■ **RECORDED INFORMATION**:
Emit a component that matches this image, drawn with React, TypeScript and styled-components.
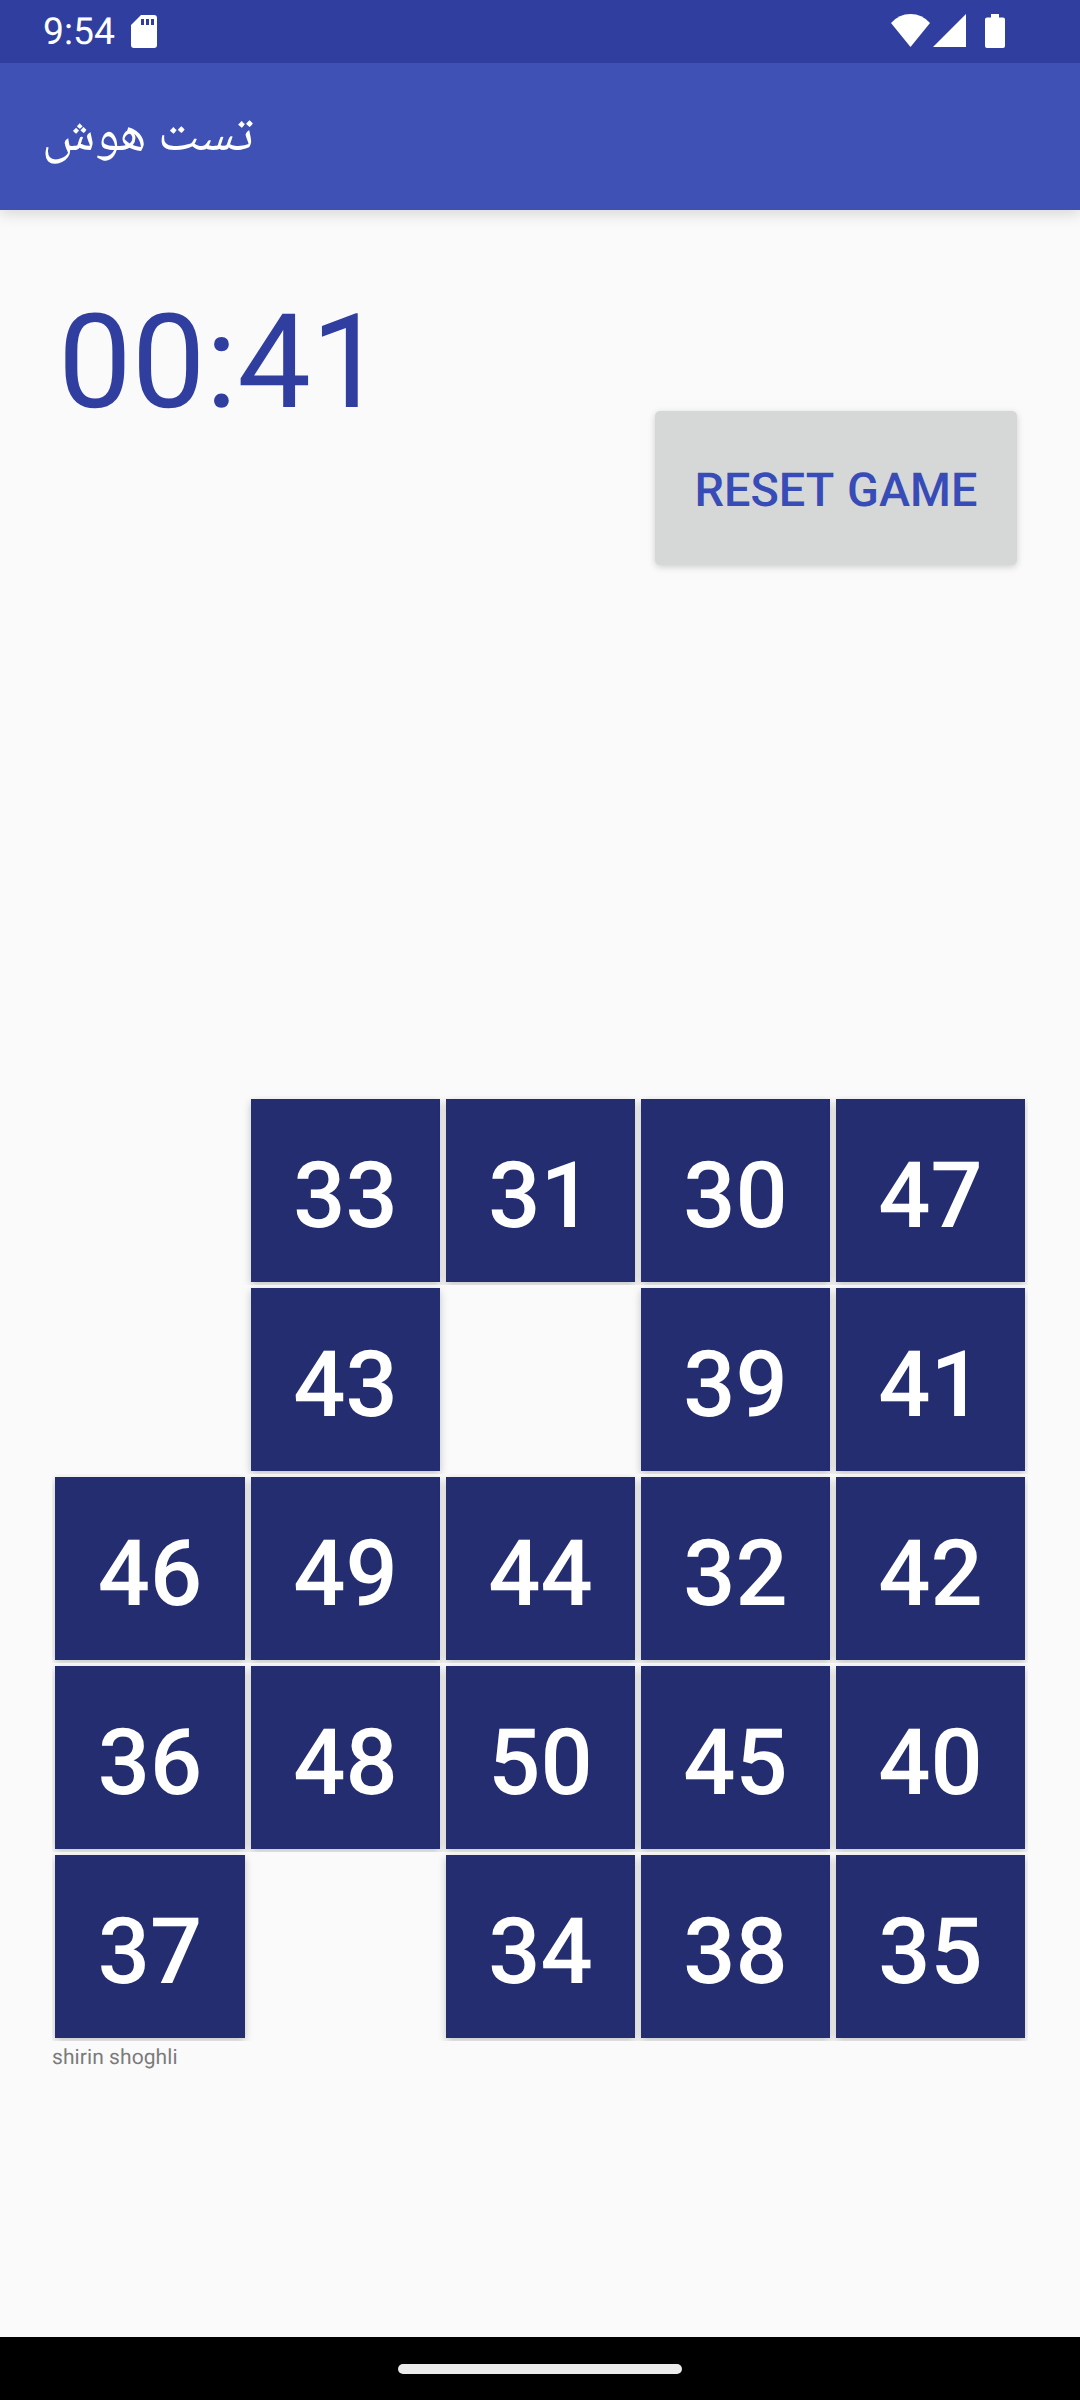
import React from "react";
import styled, { createGlobalStyle } from "styled-components";

const GlobalStyle = createGlobalStyle`
  *, *::before, *::after { box-sizing: border-box; }
  body { margin: 0; background: #fafafa; font-family: Roboto, sans-serif; text-rendering: geometricPrecision; }
`;

const Screen = styled.div`
  width: 1080px;
  height: 2400px;
  display: flex;
  flex-direction: column;
  background: #fafafa;
  overflow: hidden;
`;

const StatusBar = styled.header`
  height: 63px;
  flex: none;
  display: flex;
  justify-content: space-between;
  z-index: 1;
  background: #303f9f;
  padding: 0 75px 0 43px;
  color: #fff;
`;

const StatusGroup = styled.div`
  display: flex;
  align-items: flex-start;
`;

const Clock = styled.span`
  width: 88px;
  font-size: 37.3px;
  line-height: 44px;
  padding-top: 10px;
`;

const StatusIcon = styled.svg<{ $gap?: number }>`
  display: block;
  flex: none;
  fill: #fff;
  margin-top: 14px;
  margin-left: ${(p) => p.$gap ?? 0}px;
`;

const AppBar = styled.div`
  height: 147px;
  flex: none;
  display: flex;
  align-items: center;
  padding: 6px 42px 0;
  background: #3f51b5;
  box-shadow: 0 4px 14px rgba(0, 0, 0, 0.14);
`;

const Title = styled.h1`
  margin: 0;
  color: #fff;
  font-family: "Noto Naskh Arabic", "Noto Sans Arabic", "DejaVu Sans", sans-serif;
  font-size: 52.5px;
  font-weight: 400;
  line-height: 60px;
  white-space: nowrap;
`;

const Content = styled.main`
  flex: 1;
  display: flex;
  flex-direction: column;
  padding: 0 52px;
`;

const TopRow = styled.section`
  height: 886px;
  flex: none;
  display: flex;
  justify-content: space-between;
  align-items: flex-start;
  padding: 0 11px 0 6px;
`;

const Timer = styled.div`
  margin-top: 76px;
  font-size: 131.25px;
  line-height: 154px;
  color: #303f9f;
`;

const ResetButton = styled.button`
  margin: 201px 0 0;
  width: 362px;
  height: 154px;
  padding: 6px 0 0;
  border: 0;
  border-radius: 5px;
  background: #d6d8d7;
  color: #384cb7;
  font: 500 46.8px/56px Roboto, sans-serif;
  word-spacing: 2.3px;
  text-rendering: geometricPrecision;
  box-shadow: 0 2px 7px rgba(0, 0, 0, 0.18);
`;

const Board = styled.section`
  display: flex;
  flex-direction: column;
`;

const BoardRow = styled.div`
  height: 189px;
  padding: 3px;
  display: grid;
  grid-template-columns: 190px repeat(4, 189px);
  column-gap: 6px;
  overflow: hidden;
`;

const Tile = styled.button`
  border: 0;
  padding: 12px 0 0;
  background: #232d70;
  color: #fff;
  font: 500 91.875px/108px Roboto, sans-serif;
  text-rendering: geometricPrecision;
  box-shadow: 0 3px 8px rgba(0, 0, 0, 0.22);
`;

const EmptyCell = styled.div``;

const Credit = styled.footer`
  margin-top: 5px;
  font-size: 21px;
  line-height: 25px;
  letter-spacing: 0.08px;
  color: #7b7b7b;
`;

const NavBar = styled.nav`
  height: 63px;
  flex: none;
  display: flex;
  justify-content: center;
  align-items: center;
  background: #000;
`;

const HomeHandle = styled.div`
  width: 284px;
  height: 10px;
  border-radius: 5px;
  background: #ebebeb;
`;

const rows: (number | null)[][] = [
  [null, 33, 31, 30, 47],
  [null, 43, null, 39, 41],
  [46, 49, 44, 32, 42],
  [36, 48, 50, 45, 40],
  [37, null, 34, 38, 35],
];

export default function App() {
  return (
    <>
      <GlobalStyle />
      <Screen>
        <StatusBar>
          <StatusGroup>
            <Clock>9:54</Clock>
            <StatusIcon width="26" height="34" viewBox="0 0 26 34">
              <path
                fillRule="evenodd"
                d="M10 1H23A3 3 0 0 1 26 4V31A3 3 0 0 1 23 34H3A3 3 0 0 1 0 31V11ZM10 5V11H13V5ZM15 5V11H18V5ZM20 5V11H23V5Z"
              />
            </StatusIcon>
          </StatusGroup>
          <StatusGroup>
            <StatusIcon width="39" height="33" viewBox="0 0 39 33">
              <path d="M0 9Q8 0 19.5 0T39 9L19.5 33Z" />
            </StatusIcon>
            <StatusIcon $gap={3} width="33" height="33" viewBox="0 0 33 33">
              <path d="M33 0V33H0Z" />
            </StatusIcon>
            <StatusIcon $gap={19} width="20" height="34" viewBox="0 0 20 34">
              <path d="M6 0H14V3.500H18A2 2 0 0 1 20 5.500V32A2 2 0 0 1 18 34H2A2 2 0 0 1 0 32V5.500A2 2 0 0 1 2 3.500H6Z" />
            </StatusIcon>
          </StatusGroup>
        </StatusBar>
        <AppBar>
          <Title dir="rtl" lang="fa">تست هوش</Title>
        </AppBar>
        <Content>
          <TopRow>
            <Timer>00:41</Timer>
            <ResetButton>RESET GAME</ResetButton>
          </TopRow>
          <Board>
            {rows.map((row, r) => (
              <BoardRow key={r}>
                {row.map((n, c) =>
                  n === null ? <EmptyCell key={c} /> : <Tile key={c}>{n}</Tile>
                )}
              </BoardRow>
            ))}
          </Board>
          <Credit>shirin shoghli</Credit>
        </Content>
        <NavBar>
          <HomeHandle />
        </NavBar>
      </Screen>
    </>
  );
}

■ **EXERCISE PROMPT**:
Every line above should be repeated exactly; pictures stay out of the copy.

■ **FINAL ANSWER**:
Emit a component that matches this image, drawn with React, TypeScript and styled-components.
import React from "react";
import styled, { createGlobalStyle } from "styled-components";

const GlobalStyle = createGlobalStyle`
  *, *::before, *::after { box-sizing: border-box; }
  body { margin: 0; background: #fafafa; font-family: Roboto, sans-serif; text-rendering: geometricPrecision; }
`;

const Screen = styled.div`
  width: 1080px;
  height: 2400px;
  display: flex;
  flex-direction: column;
  background: #fafafa;
  overflow: hidden;
`;

const StatusBar = styled.header`
  height: 63px;
  flex: none;
  display: flex;
  justify-content: space-between;
  z-index: 1;
  background: #303f9f;
  padding: 0 75px 0 43px;
  color: #fff;
`;

const StatusGroup = styled.div`
  display: flex;
  align-items: flex-start;
`;

const Clock = styled.span`
  width: 88px;
  font-size: 37.3px;
  line-height: 44px;
  padding-top: 10px;
`;

const StatusIcon = styled.svg<{ $gap?: number }>`
  display: block;
  flex: none;
  fill: #fff;
  margin-top: 14px;
  margin-left: ${(p) => p.$gap ?? 0}px;
`;

const AppBar = styled.div`
  height: 147px;
  flex: none;
  display: flex;
  align-items: center;
  padding: 6px 42px 0;
  background: #3f51b5;
  box-shadow: 0 4px 14px rgba(0, 0, 0, 0.14);
`;

const Title = styled.h1`
  margin: 0;
  color: #fff;
  font-family: "Noto Naskh Arabic", "Noto Sans Arabic", "DejaVu Sans", sans-serif;
  font-size: 52.5px;
  font-weight: 400;
  line-height: 60px;
  white-space: nowrap;
`;

const Content = styled.main`
  flex: 1;
  display: flex;
  flex-direction: column;
  padding: 0 52px;
`;

const TopRow = styled.section`
  height: 886px;
  flex: none;
  display: flex;
  justify-content: space-between;
  align-items: flex-start;
  padding: 0 11px 0 6px;
`;

const Timer = styled.div`
  margin-top: 76px;
  font-size: 131.25px;
  line-height: 154px;
  color: #303f9f;
`;

const ResetButton = styled.button`
  margin: 201px 0 0;
  width: 362px;
  height: 154px;
  padding: 6px 0 0;
  border: 0;
  border-radius: 5px;
  background: #d6d8d7;
  color: #384cb7;
  font: 500 46.8px/56px Roboto, sans-serif;
  word-spacing: 2.3px;
  text-rendering: geometricPrecision;
  box-shadow: 0 2px 7px rgba(0, 0, 0, 0.18);
`;

const Board = styled.section`
  display: flex;
  flex-direction: column;
`;

const BoardRow = styled.div`
  height: 189px;
  padding: 3px;
  display: grid;
  grid-template-columns: 190px repeat(4, 189px);
  column-gap: 6px;
  overflow: hidden;
`;

const Tile = styled.button`
  border: 0;
  padding: 12px 0 0;
  background: #232d70;
  color: #fff;
  font: 500 91.875px/108px Roboto, sans-serif;
  text-rendering: geometricPrecision;
  box-shadow: 0 3px 8px rgba(0, 0, 0, 0.22);
`;

const EmptyCell = styled.div``;

const Credit = styled.footer`
  margin-top: 5px;
  font-size: 21px;
  line-height: 25px;
  letter-spacing: 0.08px;
  color: #7b7b7b;
`;

const NavBar = styled.nav`
  height: 63px;
  flex: none;
  display: flex;
  justify-content: center;
  align-items: center;
  background: #000;
`;

const HomeHandle = styled.div`
  width: 284px;
  height: 10px;
  border-radius: 5px;
  background: #ebebeb;
`;

const rows: (number | null)[][] = [
  [null, 33, 31, 30, 47],
  [null, 43, null, 39, 41],
  [46, 49, 44, 32, 42],
  [36, 48, 50, 45, 40],
  [37, null, 34, 38, 35],
];

export default function App() {
  return (
    <>
      <GlobalStyle />
      <Screen>
        <StatusBar>
          <StatusGroup>
            <Clock>9:54</Clock>
            <StatusIcon width="26" height="34" viewBox="0 0 26 34">
              <path
                fillRule="evenodd"
                d="M10 1H23A3 3 0 0 1 26 4V31A3 3 0 0 1 23 34H3A3 3 0 0 1 0 31V11ZM10 5V11H13V5ZM15 5V11H18V5ZM20 5V11H23V5Z"
              />
            </StatusIcon>
          </StatusGroup>
          <StatusGroup>
            <StatusIcon width="39" height="33" viewBox="0 0 39 33">
              <path d="M0 9Q8 0 19.5 0T39 9L19.5 33Z" />
            </StatusIcon>
            <StatusIcon $gap={3} width="33" height="33" viewBox="0 0 33 33">
              <path d="M33 0V33H0Z" />
            </StatusIcon>
            <StatusIcon $gap={19} width="20" height="34" viewBox="0 0 20 34">
              <path d="M6 0H14V3.500H18A2 2 0 0 1 20 5.500V32A2 2 0 0 1 18 34H2A2 2 0 0 1 0 32V5.500A2 2 0 0 1 2 3.500H6Z" />
            </StatusIcon>
          </StatusGroup>
        </StatusBar>
        <AppBar>
          <Title dir="rtl" lang="fa">تست هوش</Title>
        </AppBar>
        <Content>
          <TopRow>
            <Timer>00:41</Timer>
            <ResetButton>RESET GAME</ResetButton>
          </TopRow>
          <Board>
            {rows.map((row, r) => (
              <BoardRow key={r}>
                {row.map((n, c) =>
                  n === null ? <EmptyCell key={c} /> : <Tile key={c}>{n}</Tile>
                )}
              </BoardRow>
            ))}
          </Board>
          <Credit>shirin shoghli</Credit>
        </Content>
        <NavBar>
          <HomeHandle />
        </NavBar>
      </Screen>
    </>
  );
}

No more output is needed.